= Dekema Records =

American record label

Dekema Records is a record label that first achieved notice in the 1990s for releasing the EP "Stripped" by the seminal grunge rock group the Fire Ants. Dekema used music producer Jack Endino to record the band at Word of Mouth studios in 1992. Endino is best known for producing "Bleach" by Nirvana and his work with Sub Pop artists such as Mudhoney and Soundgarden.
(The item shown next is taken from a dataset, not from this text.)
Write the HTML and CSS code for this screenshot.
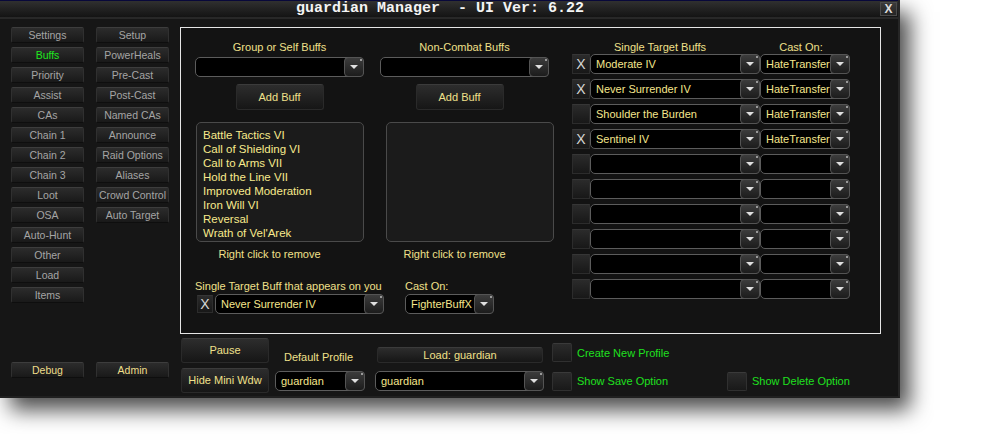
FILE: index.html
```html
<!DOCTYPE html>
<html lang="en">
<head>
  <meta charset="UTF-8" />
  <title>guardian Manager</title>
  <link rel="stylesheet" href="styles.css">
</head>
<body>

  <div class="window">
    <div class="titlebar">
      <span class="title">guardian Manager  - UI Ver: 6.22</span>
      <span class="close">X</span>
    </div>

    <div class="main">
      <aside class="sidebar">
        <div class="tabs">
          <div class="tab">Settings</div>
          <div class="tab active">Buffs</div>
          <div class="tab">Priority</div>
          <div class="tab">Assist</div>
          <div class="tab">CAs</div>
          <div class="tab">Chain 1</div>
          <div class="tab">Chain 2</div>
          <div class="tab">Chain 3</div>
          <div class="tab">Loot</div>
          <div class="tab">OSA</div>
          <div class="tab">Auto-Hunt</div>
          <div class="tab">Other</div>
          <div class="tab">Load</div>
          <div class="tab">Items</div>
          <div class="tab">Setup</div>
          <div class="tab">PowerHeals</div>
          <div class="tab">Pre-Cast</div>
          <div class="tab">Post-Cast</div>
          <div class="tab">Named CAs</div>
          <div class="tab">Announce</div>
          <div class="tab">Raid Options</div>
          <div class="tab">Aliases</div>
          <div class="tab">Crowd Control</div>
          <div class="tab">Auto Target</div>
        </div>
        <div class="tabs tabs-bottom">
          <div class="tab gold">Debug</div>
          <div class="tab gold">Admin</div>
        </div>
      </aside>

      <div class="content">
        <section class="panel">
          <div class="buffs">
            <div class="buff-cols">
              <div class="buff-col">
                <div class="label">Group or Self Buffs</div>
                <div class="combo"><span class="combo-text"></span><span class="combo-btn"></span></div>
                <div class="btn add">Add Buff</div>
                <div class="listbox first">
                  <div class="list-item">Battle Tactics VI</div>
                  <div class="list-item">Call of Shielding VI</div>
                  <div class="list-item">Call to Arms VII</div>
                  <div class="list-item">Hold the Line VII</div>
                  <div class="list-item">Improved Moderation</div>
                  <div class="list-item">Iron Will VI</div>
                  <div class="list-item">Reversal</div>
                  <div class="list-item">Wrath of Vel'Arek</div>
                </div>
                <div class="label hint">Right click to remove</div>
              </div>
              <div class="buff-col">
                <div class="label">Non-Combat Buffs</div>
                <div class="combo"><span class="combo-text"></span><span class="combo-btn"></span></div>
                <div class="btn add shifted">Add Buff</div>
                <div class="listbox second"></div>
                <div class="label hint">Right click to remove</div>
              </div>
            </div>

            <div class="self-row">
              <div>
                <div class="label">Single Target Buff that appears on you</div>
                <div class="self-ctrl">
                  <div class="xbox small">X</div>
                  <div class="combo"><span class="combo-text">Never Surrender IV</span><span class="combo-btn"></span></div>
                </div>
              </div>
              <div>
                <div class="label">Cast On:</div>
                <div class="self-ctrl">
                  <div class="combo cast-self"><span class="combo-text">FighterBuffX</span><span class="combo-btn"></span></div>
                </div>
              </div>
            </div>
          </div>

          <div class="single">
            <div class="st-head">
              <span></span>
              <div class="label st-title">Single Target Buffs</div>
              <div class="label st-cast">Cast On:</div>
            </div>
            <div class="st-rows">
              <div class="xbox">X</div>
              <div class="combo"><span class="combo-text">Moderate IV</span><span class="combo-btn"></span></div>
              <div class="combo"><span class="combo-text">HateTransfer</span><span class="combo-btn"></span></div>

              <div class="xbox">X</div>
              <div class="combo"><span class="combo-text">Never Surrender IV</span><span class="combo-btn"></span></div>
              <div class="combo"><span class="combo-text">HateTransfer</span><span class="combo-btn"></span></div>

              <div class="xbox"></div>
              <div class="combo"><span class="combo-text">Shoulder the Burden</span><span class="combo-btn"></span></div>
              <div class="combo"><span class="combo-text">HateTransfer</span><span class="combo-btn"></span></div>

              <div class="xbox">X</div>
              <div class="combo"><span class="combo-text">Sentinel IV</span><span class="combo-btn"></span></div>
              <div class="combo"><span class="combo-text">HateTransfer</span><span class="combo-btn"></span></div>

              <div class="xbox"></div>
              <div class="combo"><span class="combo-text"></span><span class="combo-btn"></span></div>
              <div class="combo"><span class="combo-text"></span><span class="combo-btn"></span></div>

              <div class="xbox"></div>
              <div class="combo"><span class="combo-text"></span><span class="combo-btn"></span></div>
              <div class="combo"><span class="combo-text"></span><span class="combo-btn"></span></div>

              <div class="xbox"></div>
              <div class="combo"><span class="combo-text"></span><span class="combo-btn"></span></div>
              <div class="combo"><span class="combo-text"></span><span class="combo-btn"></span></div>

              <div class="xbox"></div>
              <div class="combo"><span class="combo-text"></span><span class="combo-btn"></span></div>
              <div class="combo"><span class="combo-text"></span><span class="combo-btn"></span></div>

              <div class="xbox"></div>
              <div class="combo"><span class="combo-text"></span><span class="combo-btn"></span></div>
              <div class="combo"><span class="combo-text"></span><span class="combo-btn"></span></div>

              <div class="xbox"></div>
              <div class="combo"><span class="combo-text"></span><span class="combo-btn"></span></div>
              <div class="combo"><span class="combo-text"></span><span class="combo-btn"></span></div>
            </div>
          </div>
        </section>

        <div class="footer">
          <div class="btn foot-btn">Pause</div>
          <div class="label profile-label">Default Profile</div>
          <div class="btn load-btn">Load: guardian</div>
          <div class="check top"></div>
          <div class="label green create">Create New Profile</div>

          <div class="btn foot-btn">Hide Mini Wdw</div>
          <div class="combo profile-combo"><span class="combo-text">guardian</span><span class="combo-btn"></span></div>
          <div class="combo"><span class="combo-text">guardian</span><span class="combo-btn"></span></div>
          <div class="check"></div>
          <div class="label green">Show Save Option</div>
          <div class="check"></div>
          <div class="label green">Show Delete Option</div>
        </div>
      </div>
    </div>
  </div>

</body>
</html>
```

FILE: styles.css
```css
* {
  box-sizing: border-box;
}

html,
body {
  min-height: 440px;
}

body {
  margin: 0;
  background-color: #fff;
  font-family: 'Liberation Sans', Arial, sans-serif;
  font-size: 11px;
}

.window {
  width: 900px;
  height: 398px;
  background-color: #161616;
  border-right: 2px solid #262626;
  border-bottom: 2px solid #202020;
  box-shadow: 10px 12px 20px rgba(0, 0, 0, 0.7);
  display: flex;
  flex-direction: column;
}

/* title bar */
.titlebar {
  height: 17px;
  border-top: 1px solid #08083a;
  background: linear-gradient(#303030, #1f1f1f 60%, #141414);
  display: flex;
  align-items: center;
}

.title {
  flex: 1;
  text-align: center;
  white-space: pre;
  font: bold 15px 'Liberation Mono', monospace;
  line-height: 16px;
  color: #f4f4f4;
}

.close {
  width: 17px;
  height: 14px;
  margin-right: 1px;
  background: linear-gradient(#3a3a3a, #252525);
  border: 1px solid #4a4a4a;
  color: #dcdcdc;
  font: bold 12px 'Liberation Sans', sans-serif;
  line-height: 12px;
  text-align: center;
}

.main {
  flex: 1;
  display: flex;
  border-top: 2px solid #282828;
  padding-top: 8px;
}

/* left menu */
.sidebar {
  width: 180px;
  padding: 0 0 18px 11px;
  display: flex;
  flex-direction: column;
  justify-content: space-between;
}

.tabs {
  display: grid;
  grid-template-columns: 73px 73px;
  grid-template-rows: repeat(14, 16px);
  grid-auto-flow: column;
  column-gap: 12px;
  row-gap: 4px;
}

.tabs-bottom {
  grid-template-rows: 16px;
}

.tab {
  background: linear-gradient(#2c2c2c, #191919);
  border: 1px solid #303030;
  border-top-color: #3d3d3d;
  border-bottom-color: #0e0e0e;
  border-radius: 2px;
  color: #a5a5a5;
  font-size: 10.5px;
  line-height: 15px;
  text-align: center;
  white-space: nowrap;
}

.tab.active {
  color: #1fe81f;
}

.tab.gold {
  color: #efdf8a;
}

/* main panel */
.content {
  display: flex;
  flex-direction: column;
}

.panel {
  width: 701px;
  height: 307px;
  border: 1px solid #e6e6e6;
  background-color: #131313;
  display: flex;
}

.label {
  color: #f0e08a;
  line-height: 14px;
  white-space: nowrap;
}

.buffs {
  width: 368px;
  padding-left: 14px;
}

.buff-cols {
  display: grid;
  grid-template-columns: 169px 169px;
  column-gap: 16px;
}

.buff-col {
  display: flex;
  flex-direction: column;
  align-items: center;
}

.buff-col .label {
  margin-top: 12px;
}

.buff-col .combo {
  margin-top: 3px;
}

.buff-col .hint {
  margin-top: 5px;
  margin-right: 20px;
}

/* combo box */
.combo {
  display: flex;
  width: 100%;
  height: 20px;
  background-color: #000;
  border: 1px solid #5c5c5c;
  border-radius: 5px;
}

.combo-text {
  flex: 1;
  padding-left: 5px;
  color: #f5e68c;
  line-height: 18px;
  overflow: hidden;
  white-space: nowrap;
}

.combo-btn {
  position: relative;
  width: 20px;
  margin: -1px -1px -1px 0;
  border: 1px solid #545454;
  border-radius: 4px;
  background: linear-gradient(#3c3c3c, #1c1c1c);
}

.combo-btn::after {
  content: "";
  position: absolute;
  left: 5px;
  top: 7px;
  border-left: 4px solid transparent;
  border-right: 4px solid transparent;
  border-top: 4px solid #e0e0e0;
}

.combo-btn::before {
  content: "";
  position: absolute;
  right: 1px;
  top: 1px;
  width: 2px;
  height: 2px;
  background-color: #9a9a9a;
}

.btn {
  width: 88px;
  height: 26px;
  background: linear-gradient(#2d2d2d, #161616);
  border: 1px solid #2a2a2a;
  border-top-color: #3b3b3b;
  border-radius: 3px;
  color: #f0e08a;
  line-height: 24px;
  text-align: center;
  white-space: nowrap;
}

.btn.add {
  margin-top: 7px;
}

.btn.shifted {
  margin-right: 10px;
}

.listbox {
  width: 168px;
  height: 120px;
  margin-top: 12px;
  padding: 5px 0 0 6px;
  background-color: #1b1b1b;
  border: 1px solid #4a4a4a;
  border-radius: 5px;
}

.listbox.first {
  align-self: flex-end;
}

.listbox.second {
  align-self: flex-start;
  margin-left: 6px;
}

.list-item {
  color: #f8ea8c;
  font-size: 11.5px;
  line-height: 14px;
}

.self-row {
  display: grid;
  grid-template-columns: 190px 100px;
  column-gap: 20px;
  margin-top: 18px;
}

.self-ctrl {
  display: flex;
  margin-top: 1px;
}

.cast-self {
  width: 89px;
}

.xbox {
  height: 20px;
  background: linear-gradient(#2b2b2b, #181818);
  border: 1px solid #2c2c2c;
  border-top-color: #363636;
  color: #d6d6d6;
  font-size: 14px;
  line-height: 18px;
  text-align: center;
}

.xbox.small {
  width: 16px;
  height: 18px;
  margin: 1px 2px 0 2px;
  line-height: 16px;
}

.self-ctrl .combo {
  flex: 1;
  margin-right: 1px;
}

.self-ctrl .cast-self {
  flex: none;
}

/* single target buffs */
.single {
  margin-left: 23px;
}

.st-head,
.st-rows {
  display: grid;
  grid-template-columns: 18px 170px 90px;
}

.st-head {
  margin-top: 12px;
}

.st-title {
  text-align: center;
  padding-right: 30px;
}

.st-cast {
  text-align: center;
  padding-right: 8px;
}

.st-rows {
  grid-auto-rows: 20px;
  row-gap: 5px;
}

/* footer */
.footer {
  display: grid;
  grid-template-columns: 94px 100px 177px 25px 150px 25px auto;
  grid-template-rows: 26px 26px;
  row-gap: 4px;
  margin-top: 4px;
  margin-left: 1px;
}

.foot-btn {
  height: 25px;
  line-height: 23px;
}

.profile-label {
  align-self: end;
  padding-left: 9px;
}

.load-btn {
  width: 166px;
  height: 16px;
  margin: 0 0 1px 2px;
  align-self: end;
  line-height: 14px;
}

.check {
  width: 20px;
  height: 19px;
  align-self: center;
  background: linear-gradient(#2b2b2b, #191919);
  border: 1px solid #303030;
  border-top-color: #3a3a3a;
  border-radius: 2px;
}

.check.top {
  align-self: end;
  margin-bottom: 2px;
}

.green {
  color: #1fe01f;
  align-self: center;
}

.create {
  grid-column: span 3;
  align-self: end;
  margin-bottom: 4px;
}

.footer .combo {
  width: 169px;
  align-self: center;
}

.footer .profile-combo {
  width: 90px;
}
```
The Fire Ants were a "super group" that formed during the big major label-signing era of Seattle bands. Members of the band included Brian and Kevin Wood (brothers of Andrew Wood, formerly of Mother Love Bone), Chad Channing (formerly of Nirvana) and Dan McDonald (former bassist for Native Messiah and Strait Face). Prior to the Fire Ants, Kevin and Andrew Wood both performed in the band Malfunkshun.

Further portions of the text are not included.